In short, mgoblog makes me feel like a better, smarter Michigan fan. I can’t find any other source of journalism that does that for me. And that’s why mgoblog will continue to thrive.
Evan
People read sports writing on the internet because they are bored and need something to do, not for an information dump. The prose style typical of journalism (and this article shares it) just doesn’t really fly in this day and age. Case in point, I started skimming halfway through this piece.
I’m sorry, I understand this is a harsh reality for people who have spent much of their adult life doing this, but most sports writing is just boring. If people want to compete, write in a manner that is interesting, not just quick and information filled.
after reading mgoblog, readers generally become more intelligent towards football and all that it entails, and also become better fans of the game
Props for coming around on what is a very cool part of the sports media ecosystem. It’s a complimentary role to the value beat writers provide.
Brian @ MGo is one of the best w/o a doubt. He does an excellent job and it would open anybody’s eyes to what independent fan-powered media can be. And the great comment from Evan about MGO nails how unique and valuable partisan sports blogs can be.
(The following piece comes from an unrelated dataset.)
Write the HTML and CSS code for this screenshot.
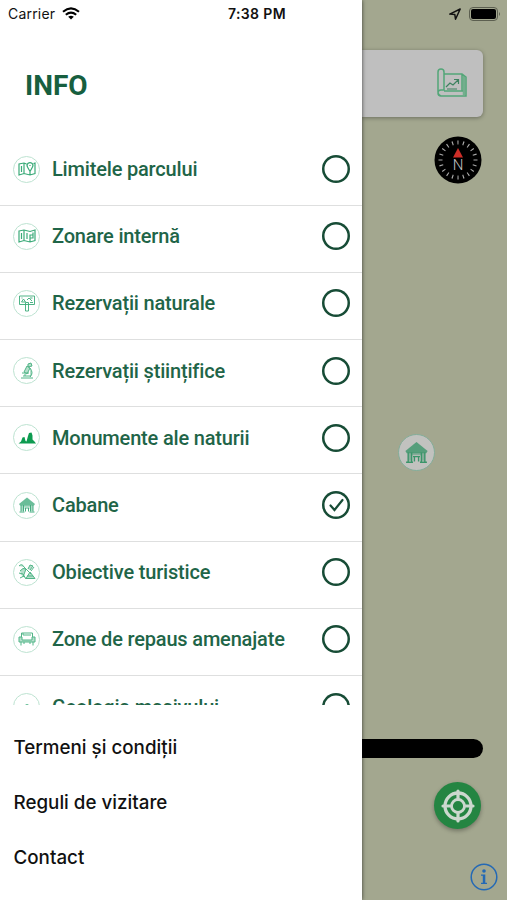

I’m biased, but in that same vein, you should also check out SB nation – http://www.sbnation.com/blogs – we have a network of 228 communities with intelligent fans writing about their favorite teams every day. And they wear their bias on their sleeve. When you say:
“If I ran a sports news operation, I’d want my own absolutely partisan Brian Cook writing about the biggest team we cover.”
That is exactly what Yahoo! Sports, CBS Sports and USA Today thought of all the SB Nation communities. And that’s why you find our headlines promoted on all their team pages.
Brian,
People read sports blogs because they want to keep up with the teams, getting much more information from a good blog than they would from their daily newspaper. Radio and TV sports news are the waste of time.